Data provided -

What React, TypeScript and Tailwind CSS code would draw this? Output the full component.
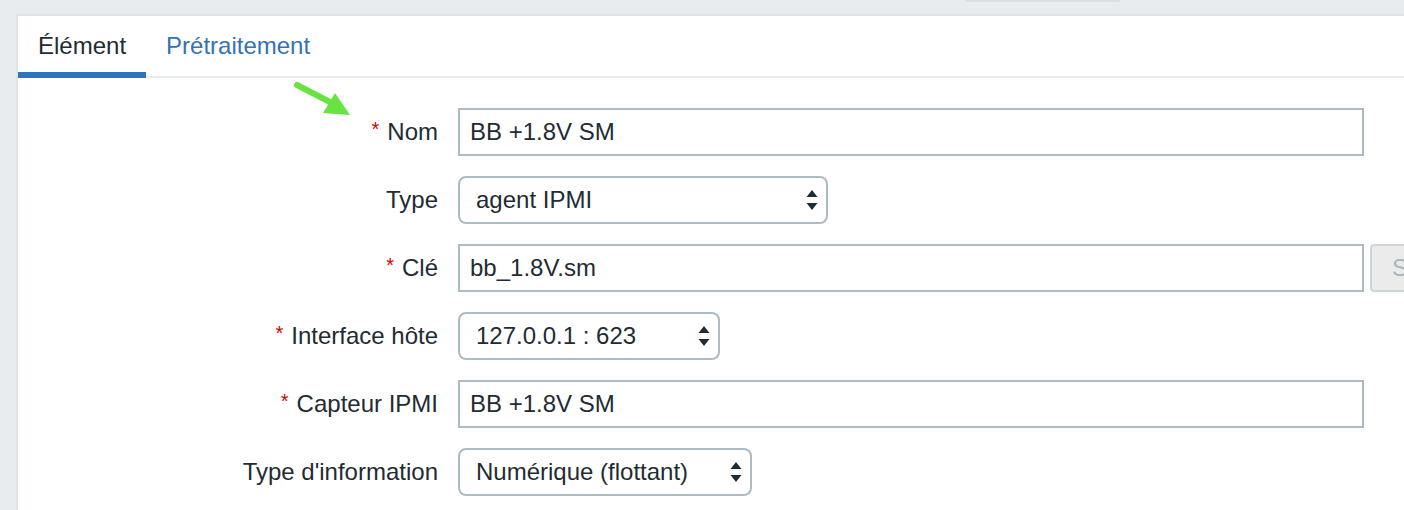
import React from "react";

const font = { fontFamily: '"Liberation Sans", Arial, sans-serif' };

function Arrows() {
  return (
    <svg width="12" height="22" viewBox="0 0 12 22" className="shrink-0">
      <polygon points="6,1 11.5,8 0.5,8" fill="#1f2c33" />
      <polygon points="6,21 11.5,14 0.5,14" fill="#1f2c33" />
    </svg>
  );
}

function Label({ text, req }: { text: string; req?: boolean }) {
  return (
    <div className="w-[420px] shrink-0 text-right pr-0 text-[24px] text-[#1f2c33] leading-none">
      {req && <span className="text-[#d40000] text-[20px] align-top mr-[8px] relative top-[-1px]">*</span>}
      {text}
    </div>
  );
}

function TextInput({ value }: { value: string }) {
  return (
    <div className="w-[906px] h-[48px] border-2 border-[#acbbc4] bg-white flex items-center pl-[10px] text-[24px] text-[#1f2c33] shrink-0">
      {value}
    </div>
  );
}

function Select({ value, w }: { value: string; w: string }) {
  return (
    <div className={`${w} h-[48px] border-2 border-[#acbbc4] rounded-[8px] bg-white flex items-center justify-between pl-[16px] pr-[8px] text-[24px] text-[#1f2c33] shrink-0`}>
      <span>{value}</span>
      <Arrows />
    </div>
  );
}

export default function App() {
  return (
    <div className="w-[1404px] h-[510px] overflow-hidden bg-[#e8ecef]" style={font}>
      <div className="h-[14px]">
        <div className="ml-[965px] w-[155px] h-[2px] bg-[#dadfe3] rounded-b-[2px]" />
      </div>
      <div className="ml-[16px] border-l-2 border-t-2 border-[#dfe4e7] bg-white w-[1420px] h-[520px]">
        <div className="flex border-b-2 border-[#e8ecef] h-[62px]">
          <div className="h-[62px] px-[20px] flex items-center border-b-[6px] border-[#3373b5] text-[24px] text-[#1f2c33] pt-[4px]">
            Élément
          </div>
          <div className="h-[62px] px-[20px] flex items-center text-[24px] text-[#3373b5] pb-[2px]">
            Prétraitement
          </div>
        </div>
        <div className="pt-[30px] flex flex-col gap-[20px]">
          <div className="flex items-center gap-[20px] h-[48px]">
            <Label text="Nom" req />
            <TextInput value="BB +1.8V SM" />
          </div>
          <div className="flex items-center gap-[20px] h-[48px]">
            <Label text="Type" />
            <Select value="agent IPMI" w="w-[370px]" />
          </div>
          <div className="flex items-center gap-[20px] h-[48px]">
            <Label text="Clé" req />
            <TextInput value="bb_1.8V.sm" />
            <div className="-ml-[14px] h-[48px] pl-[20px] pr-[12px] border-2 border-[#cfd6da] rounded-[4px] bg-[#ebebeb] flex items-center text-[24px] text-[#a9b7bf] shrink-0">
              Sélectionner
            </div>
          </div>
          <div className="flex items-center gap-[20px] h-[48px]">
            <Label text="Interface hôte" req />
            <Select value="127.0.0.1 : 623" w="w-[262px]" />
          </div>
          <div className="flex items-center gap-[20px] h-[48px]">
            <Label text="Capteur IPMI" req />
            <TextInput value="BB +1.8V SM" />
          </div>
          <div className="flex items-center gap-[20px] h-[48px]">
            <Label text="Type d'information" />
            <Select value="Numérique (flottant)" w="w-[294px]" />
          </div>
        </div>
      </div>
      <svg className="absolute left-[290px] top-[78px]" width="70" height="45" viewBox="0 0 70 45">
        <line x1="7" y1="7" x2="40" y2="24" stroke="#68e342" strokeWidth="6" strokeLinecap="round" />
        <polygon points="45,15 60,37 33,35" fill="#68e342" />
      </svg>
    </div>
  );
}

Exercise - Copy the listing word for word, excluding its pictures.

Output for this exercise -
What React, TypeScript and Tailwind CSS code would draw this? Output the full component.
import React from "react";

const font = { fontFamily: '"Liberation Sans", Arial, sans-serif' };

function Arrows() {
  return (
    <svg width="12" height="22" viewBox="0 0 12 22" className="shrink-0">
      <polygon points="6,1 11.5,8 0.5,8" fill="#1f2c33" />
      <polygon points="6,21 11.5,14 0.5,14" fill="#1f2c33" />
    </svg>
  );
}

function Label({ text, req }: { text: string; req?: boolean }) {
  return (
    <div className="w-[420px] shrink-0 text-right pr-0 text-[24px] text-[#1f2c33] leading-none">
      {req && <span className="text-[#d40000] text-[20px] align-top mr-[8px] relative top-[-1px]">*</span>}
      {text}
    </div>
  );
}

function TextInput({ value }: { value: string }) {
  return (
    <div className="w-[906px] h-[48px] border-2 border-[#acbbc4] bg-white flex items-center pl-[10px] text-[24px] text-[#1f2c33] shrink-0">
      {value}
    </div>
  );
}

function Select({ value, w }: { value: string; w: string }) {
  return (
    <div className={`${w} h-[48px] border-2 border-[#acbbc4] rounded-[8px] bg-white flex items-center justify-between pl-[16px] pr-[8px] text-[24px] text-[#1f2c33] shrink-0`}>
      <span>{value}</span>
      <Arrows />
    </div>
  );
}

export default function App() {
  return (
    <div className="w-[1404px] h-[510px] overflow-hidden bg-[#e8ecef]" style={font}>
      <div className="h-[14px]">
        <div className="ml-[965px] w-[155px] h-[2px] bg-[#dadfe3] rounded-b-[2px]" />
      </div>
      <div className="ml-[16px] border-l-2 border-t-2 border-[#dfe4e7] bg-white w-[1420px] h-[520px]">
        <div className="flex border-b-2 border-[#e8ecef] h-[62px]">
          <div className="h-[62px] px-[20px] flex items-center border-b-[6px] border-[#3373b5] text-[24px] text-[#1f2c33] pt-[4px]">
            Élément
          </div>
          <div className="h-[62px] px-[20px] flex items-center text-[24px] text-[#3373b5] pb-[2px]">
            Prétraitement
          </div>
        </div>
        <div className="pt-[30px] flex flex-col gap-[20px]">
          <div className="flex items-center gap-[20px] h-[48px]">
            <Label text="Nom" req />
            <TextInput value="BB +1.8V SM" />
          </div>
          <div className="flex items-center gap-[20px] h-[48px]">
            <Label text="Type" />
            <Select value="agent IPMI" w="w-[370px]" />
          </div>
          <div className="flex items-center gap-[20px] h-[48px]">
            <Label text="Clé" req />
            <TextInput value="bb_1.8V.sm" />
            <div className="-ml-[14px] h-[48px] pl-[20px] pr-[12px] border-2 border-[#cfd6da] rounded-[4px] bg-[#ebebeb] flex items-center text-[24px] text-[#a9b7bf] shrink-0">
              Sélectionner
            </div>
          </div>
          <div className="flex items-center gap-[20px] h-[48px]">
            <Label text="Interface hôte" req />
            <Select value="127.0.0.1 : 623" w="w-[262px]" />
          </div>
          <div className="flex items-center gap-[20px] h-[48px]">
            <Label text="Capteur IPMI" req />
            <TextInput value="BB +1.8V SM" />
          </div>
          <div className="flex items-center gap-[20px] h-[48px]">
            <Label text="Type d'information" />
            <Select value="Numérique (flottant)" w="w-[294px]" />
          </div>
        </div>
      </div>
      <svg className="absolute left-[290px] top-[78px]" width="70" height="45" viewBox="0 0 70 45">
        <line x1="7" y1="7" x2="40" y2="24" stroke="#68e342" strokeWidth="6" strokeLinecap="round" />
        <polygon points="45,15 60,37 33,35" fill="#68e342" />
      </svg>
    </div>
  );
}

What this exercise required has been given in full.